The results of each of the 10 shows were determined by the 50/50 combination of votes from a jury panel and public televoting. The ranking developed by both streams of voting was converted to points from 1-8, 10 and 12 and assigned based on the number of competing songs in the respective show. During the first six shows, the jury votes were determined by a Lithuanian jury panel only. Starting from the seventh show, the jury votes consisted of a combination of a Lithuanian panel and an international panel. The public could vote through telephone and SMS voting. Ties in all shows but the final were decided in favour of the entry that received the most votes from the public.

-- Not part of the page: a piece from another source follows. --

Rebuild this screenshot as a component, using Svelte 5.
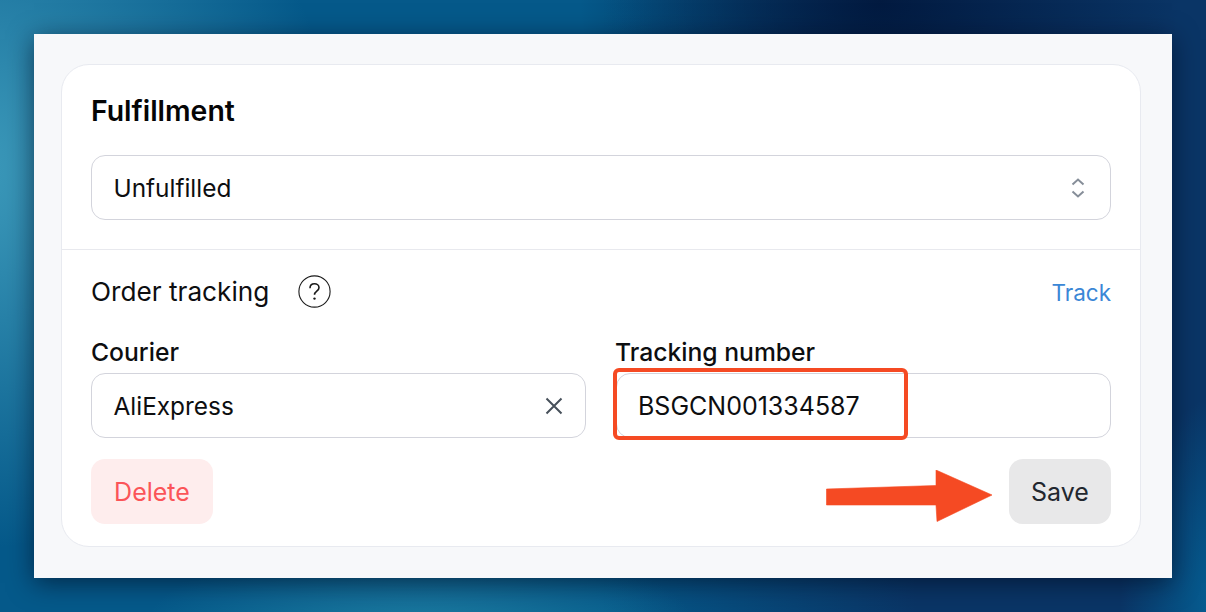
<script lang="ts">
  let status = $state('Unfulfilled');
  let courier = $state('AliExpress');
  let tracking = $state('BSGCN001334587');
</script>

<div class="page">
  <section class="panel">
    <div class="card">
      <div class="top">
        <h2>Fulfillment</h2>
        <div class="field select">
          <span>{status}</span>
          <svg width="16" height="22" viewBox="0 0 16 22" fill="none" stroke="#868e99" stroke-width="2">
            <path d="M2.5 7.500 8 2.500l5.500 5" />
            <path d="M2.5 14.500 8 19.500l5.500-5" />
          </svg>
        </div>
      </div>

      <div class="tracking">
        <div class="tracking-head">
          <div class="tracking-title">
            <span>Order tracking</span>
            <svg width="33" height="33" viewBox="0 0 33 33" fill="none" aria-label="Help">
              <circle cx="16.5" cy="16.5" r="15.6" stroke="#1a1a1a" stroke-width="1.1" />
              <path d="M12 13.2c0-2.8 2-4.4 4.500-4.400s4.500 1.600 4.500 3.900c0 3.400-4.500 3.500-4.500 7" stroke="#1a1a1a" stroke-width="1.6" />
              <circle cx="16.5" cy="23.6" r="1.2" fill="#1a1a1a" />
            </svg>
          </div>
          <a href="#track">Track</a>
        </div>

        <div class="columns">
          <div class="col">
            <span class="label">Courier</span>
            <div class="field">
              <span>{courier}</span>
              <svg class="clear" width="18" height="18" viewBox="0 0 18 18" fill="none" stroke="#47505a" stroke-width="2">
                <path d="M1.5 1.5l15 15M16.500 1.500l-15 15" />
              </svg>
            </div>
          </div>
          <div class="col">
            <span class="label second">Tracking number</span>
            <div class="field number"><span>{tracking}</span></div>
            <div class="highlight"></div>
          </div>
        </div>

        <div class="actions">
          <button class="delete">Delete</button>
          <div class="right">
            <svg class="arrow" width="168" height="52" viewBox="0 0 168 52">
              <path d="M1.500 19 111 15.500V0L167 25 112 51.500 111 35H1.500Z" fill="#f54a23" stroke="#f54a23" stroke-width="0.6" stroke-linejoin="round" />
            </svg>
            <button class="save">Save</button>
          </div>
        </div>
      </div>
    </div>
  </section>
</div>

<style>
  :global(body) {
    margin: 0;
  }

  .page {
    width: 1206px;
    height: 612px;
    box-sizing: border-box;
    padding: 34px;
    overflow: hidden;
    font-family: Inter, "Liberation Sans", sans-serif;
    color: #0d0e10;
    background:
      radial-gradient(ellipse 300px 260px at 880px 0px, #021a40 0%, rgba(2, 26, 64, 0) 100%),
      radial-gradient(ellipse 380px 380px at -40px 170px, #3f9dbd 0%, rgba(63, 157, 189, 0) 100%),
      radial-gradient(ellipse 280px 110px at 420px 640px, #1e7ea3 0%, rgba(30, 126, 163, 0) 100%),
      radial-gradient(ellipse 110px 220px at 1230px 612px, #04659a 0%, rgba(4, 101, 154, 0) 100%),
      linear-gradient(90deg, #05598a 0%, #05598a 50%, #0a3566 76%, #0a3566 100%);
  }

  .panel {
    box-sizing: border-box;
    width: 1138px;
    height: 544px;
    padding: 30px 31px 31px 27px;
    background: #f7f8fa;
    box-shadow: 0 5px 24px rgba(0, 10, 30, 0.6);
  }

  .card {
    height: 100%;
    box-sizing: border-box;
    background: #fff;
    border: 1px solid #e8eaf0;
    border-radius: 28px;
  }

  .top {
    padding: 29px 29px 29px;
    border-bottom: 1px solid #e8e9ee;
  }

  h2 {
    margin: 0 0 27px;
    font-size: 28.400px;
    line-height: 34px;
    font-weight: 600;
    color: #050506;
  }

  .field {
    display: flex;
    align-items: center;
    justify-content: space-between;
    box-sizing: border-box;
    height: 65px;
    padding: 1px 22px 0 21.5px;
    background: #fff;
    border: 1px solid #d3d4dc;
    border-radius: 14px;
    font-size: 24.400px;
    color: #0d0e10;
  }

  .number {
    padding-left: 21px;
    font-size: 25px;
  }

  .select svg {
    margin-right: 2px;
  }

  .tracking {
    padding: 24px 29px 0;
  }

  .tracking-head {
    display: flex;
    align-items: center;
    justify-content: space-between;
    height: 34px;
    margin-bottom: 29px;
  }

  .tracking-title {
    display: flex;
    align-items: center;
    gap: 29px;
    font-size: 26.200px;
    color: #0d0e10;
  }

  a {
    margin-top: 2px;
    font-size: 22.500px;
    color: #3b87d6;
    text-decoration: none;
  }

  .columns {
    display: grid;
    grid-template-columns: 495px 495px;
    gap: 30px;
  }

  .col {
    position: relative;
  }

  .label {
    display: block;
    margin-bottom: 6px;
    font-size: 24.700px;
    line-height: 30px;
    font-weight: 500;
    color: #0d0e10;
  }

  .second {
    margin-left: -1px;
  }

  .highlight {
    position: absolute;
    left: -3px;
    top: 31px;
    width: 295px;
    height: 72px;
    box-sizing: border-box;
    border: 4px solid #f54a23;
    border-radius: 6px;
  }

  .actions {
    display: flex;
    align-items: center;
    justify-content: space-between;
    margin-top: 21px;
  }

  .right {
    display: flex;
    align-items: center;
    gap: 16px;
  }

  .arrow {
    margin-top: 9px;
  }

  button {
    height: 65px;
    padding: 1px 0 0;
    border: none;
    border-radius: 14px;
    font-family: inherit;
    font-size: 25px;
  }

  .delete {
    width: 122px;
    background: #feeded;
    color: #fb5458;
  }

  .save {
    width: 102px;
    background: #e8e8e9;
    color: #22272f;
  }
</style>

In the final, a tie was decided in favour of the entry that was awarded the most points by the jury.

====Competing entries====
On 12 October 2016, LRT opened two separate submission forms: one for artists and another for songwriters to submit their songs. Artists that applied to compete with a song were required to indicate which song they wanted to compete with on their application. The submission deadline for both applications concluded on 1 December 2016. On 28 December 2016, LRT announced the 51 artists selected for the competition during a press conference. Among the artists were previous Lithuanian Eurovision contestants Sasha Song, who represented Lithuania in 2009, and Vilija Matačiūnaitė, who represented the nation in 2014. On 26 January 2017, the final changes to the list of 51 competing acts were made with the withdrawal of singers Soliaris and Ruslanas Kirilkinas.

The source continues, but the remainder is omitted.